* _Stated goal_: Repeat the material in full. Keep every line exactly as it is.
============================================================
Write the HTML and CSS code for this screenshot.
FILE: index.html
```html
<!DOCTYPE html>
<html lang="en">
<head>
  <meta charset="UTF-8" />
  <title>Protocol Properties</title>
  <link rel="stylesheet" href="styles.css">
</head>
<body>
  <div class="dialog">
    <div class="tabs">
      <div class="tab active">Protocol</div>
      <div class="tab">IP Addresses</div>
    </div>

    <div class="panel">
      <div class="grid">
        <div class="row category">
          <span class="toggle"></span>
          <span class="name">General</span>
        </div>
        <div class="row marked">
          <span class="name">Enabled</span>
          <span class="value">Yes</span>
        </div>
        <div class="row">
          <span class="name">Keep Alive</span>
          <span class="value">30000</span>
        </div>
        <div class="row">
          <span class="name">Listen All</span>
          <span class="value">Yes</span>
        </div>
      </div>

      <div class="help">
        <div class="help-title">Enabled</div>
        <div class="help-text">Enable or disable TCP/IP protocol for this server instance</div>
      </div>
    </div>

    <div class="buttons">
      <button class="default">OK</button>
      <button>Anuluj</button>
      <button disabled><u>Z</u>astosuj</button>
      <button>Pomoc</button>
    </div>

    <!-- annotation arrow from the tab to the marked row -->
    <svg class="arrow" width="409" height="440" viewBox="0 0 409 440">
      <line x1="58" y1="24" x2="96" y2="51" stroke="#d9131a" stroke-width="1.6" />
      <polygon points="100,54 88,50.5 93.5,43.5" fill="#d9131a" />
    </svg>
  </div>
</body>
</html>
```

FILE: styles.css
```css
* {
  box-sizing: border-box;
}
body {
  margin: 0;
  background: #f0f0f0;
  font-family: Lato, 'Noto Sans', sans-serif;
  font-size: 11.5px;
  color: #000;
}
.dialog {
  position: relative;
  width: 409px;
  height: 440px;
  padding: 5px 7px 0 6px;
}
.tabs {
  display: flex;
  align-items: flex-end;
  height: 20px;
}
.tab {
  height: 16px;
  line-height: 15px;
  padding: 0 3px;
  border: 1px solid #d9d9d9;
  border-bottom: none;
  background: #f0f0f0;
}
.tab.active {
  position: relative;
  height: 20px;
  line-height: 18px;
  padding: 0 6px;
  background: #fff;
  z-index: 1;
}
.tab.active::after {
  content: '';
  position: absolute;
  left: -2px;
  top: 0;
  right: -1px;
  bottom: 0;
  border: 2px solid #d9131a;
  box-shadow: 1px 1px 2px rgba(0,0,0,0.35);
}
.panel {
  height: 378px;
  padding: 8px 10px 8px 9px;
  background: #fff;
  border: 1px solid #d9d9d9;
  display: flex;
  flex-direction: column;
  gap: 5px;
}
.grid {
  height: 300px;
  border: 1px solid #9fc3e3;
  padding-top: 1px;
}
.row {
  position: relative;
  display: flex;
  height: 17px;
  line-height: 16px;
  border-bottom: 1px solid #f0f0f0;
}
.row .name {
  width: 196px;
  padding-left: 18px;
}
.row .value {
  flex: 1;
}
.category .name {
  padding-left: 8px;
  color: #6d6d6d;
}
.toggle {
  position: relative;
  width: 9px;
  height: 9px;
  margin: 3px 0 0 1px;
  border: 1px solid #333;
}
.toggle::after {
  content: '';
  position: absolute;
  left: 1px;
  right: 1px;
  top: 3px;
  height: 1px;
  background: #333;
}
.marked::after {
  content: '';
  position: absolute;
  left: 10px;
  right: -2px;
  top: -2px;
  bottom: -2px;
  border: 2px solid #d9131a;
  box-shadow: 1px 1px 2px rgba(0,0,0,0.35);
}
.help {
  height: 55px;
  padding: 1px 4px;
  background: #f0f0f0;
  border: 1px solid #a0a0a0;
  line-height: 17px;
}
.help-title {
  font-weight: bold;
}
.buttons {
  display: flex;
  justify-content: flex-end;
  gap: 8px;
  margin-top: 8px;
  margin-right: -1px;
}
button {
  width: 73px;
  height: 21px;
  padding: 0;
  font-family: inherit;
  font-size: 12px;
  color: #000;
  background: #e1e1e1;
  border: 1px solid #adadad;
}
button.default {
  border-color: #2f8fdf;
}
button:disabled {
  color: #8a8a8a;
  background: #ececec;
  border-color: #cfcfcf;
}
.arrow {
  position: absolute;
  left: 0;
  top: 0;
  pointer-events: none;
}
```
============================================================
* _Solution to the exercise_:
Write the HTML and CSS code for this screenshot.
FILE: index.html
```html
<!DOCTYPE html>
<html lang="en">
<head>
  <meta charset="UTF-8" />
  <title>Protocol Properties</title>
  <link rel="stylesheet" href="styles.css">
</head>
<body>
  <div class="dialog">
    <div class="tabs">
      <div class="tab active">Protocol</div>
      <div class="tab">IP Addresses</div>
    </div>

    <div class="panel">
      <div class="grid">
        <div class="row category">
          <span class="toggle"></span>
          <span class="name">General</span>
        </div>
        <div class="row marked">
          <span class="name">Enabled</span>
          <span class="value">Yes</span>
        </div>
        <div class="row">
          <span class="name">Keep Alive</span>
          <span class="value">30000</span>
        </div>
        <div class="row">
          <span class="name">Listen All</span>
          <span class="value">Yes</span>
        </div>
      </div>

      <div class="help">
        <div class="help-title">Enabled</div>
        <div class="help-text">Enable or disable TCP/IP protocol for this server instance</div>
      </div>
    </div>

    <div class="buttons">
      <button class="default">OK</button>
      <button>Anuluj</button>
      <button disabled><u>Z</u>astosuj</button>
      <button>Pomoc</button>
    </div>

    <!-- annotation arrow from the tab to the marked row -->
    <svg class="arrow" width="409" height="440" viewBox="0 0 409 440">
      <line x1="58" y1="24" x2="96" y2="51" stroke="#d9131a" stroke-width="1.6" />
      <polygon points="100,54 88,50.5 93.5,43.5" fill="#d9131a" />
    </svg>
  </div>
</body>
</html>
```

FILE: styles.css
```css
* {
  box-sizing: border-box;
}
body {
  margin: 0;
  background: #f0f0f0;
  font-family: Lato, 'Noto Sans', sans-serif;
  font-size: 11.5px;
  color: #000;
}
.dialog {
  position: relative;
  width: 409px;
  height: 440px;
  padding: 5px 7px 0 6px;
}
.tabs {
  display: flex;
  align-items: flex-end;
  height: 20px;
}
.tab {
  height: 16px;
  line-height: 15px;
  padding: 0 3px;
  border: 1px solid #d9d9d9;
  border-bottom: none;
  background: #f0f0f0;
}
.tab.active {
  position: relative;
  height: 20px;
  line-height: 18px;
  padding: 0 6px;
  background: #fff;
  z-index: 1;
}
.tab.active::after {
  content: '';
  position: absolute;
  left: -2px;
  top: 0;
  right: -1px;
  bottom: 0;
  border: 2px solid #d9131a;
  box-shadow: 1px 1px 2px rgba(0,0,0,0.35);
}
.panel {
  height: 378px;
  padding: 8px 10px 8px 9px;
  background: #fff;
  border: 1px solid #d9d9d9;
  display: flex;
  flex-direction: column;
  gap: 5px;
}
.grid {
  height: 300px;
  border: 1px solid #9fc3e3;
  padding-top: 1px;
}
.row {
  position: relative;
  display: flex;
  height: 17px;
  line-height: 16px;
  border-bottom: 1px solid #f0f0f0;
}
.row .name {
  width: 196px;
  padding-left: 18px;
}
.row .value {
  flex: 1;
}
.category .name {
  padding-left: 8px;
  color: #6d6d6d;
}
.toggle {
  position: relative;
  width: 9px;
  height: 9px;
  margin: 3px 0 0 1px;
  border: 1px solid #333;
}
.toggle::after {
  content: '';
  position: absolute;
  left: 1px;
  right: 1px;
  top: 3px;
  height: 1px;
  background: #333;
}
.marked::after {
  content: '';
  position: absolute;
  left: 10px;
  right: -2px;
  top: -2px;
  bottom: -2px;
  border: 2px solid #d9131a;
  box-shadow: 1px 1px 2px rgba(0,0,0,0.35);
}
.help {
  height: 55px;
  padding: 1px 4px;
  background: #f0f0f0;
  border: 1px solid #a0a0a0;
  line-height: 17px;
}
.help-title {
  font-weight: bold;
}
.buttons {
  display: flex;
  justify-content: flex-end;
  gap: 8px;
  margin-top: 8px;
  margin-right: -1px;
}
button {
  width: 73px;
  height: 21px;
  padding: 0;
  font-family: inherit;
  font-size: 12px;
  color: #000;
  background: #e1e1e1;
  border: 1px solid #adadad;
}
button.default {
  border-color: #2f8fdf;
}
button:disabled {
  color: #8a8a8a;
  background: #ececec;
  border-color: #cfcfcf;
}
.arrow {
  position: absolute;
  left: 0;
  top: 0;
  pointer-events: none;
}
```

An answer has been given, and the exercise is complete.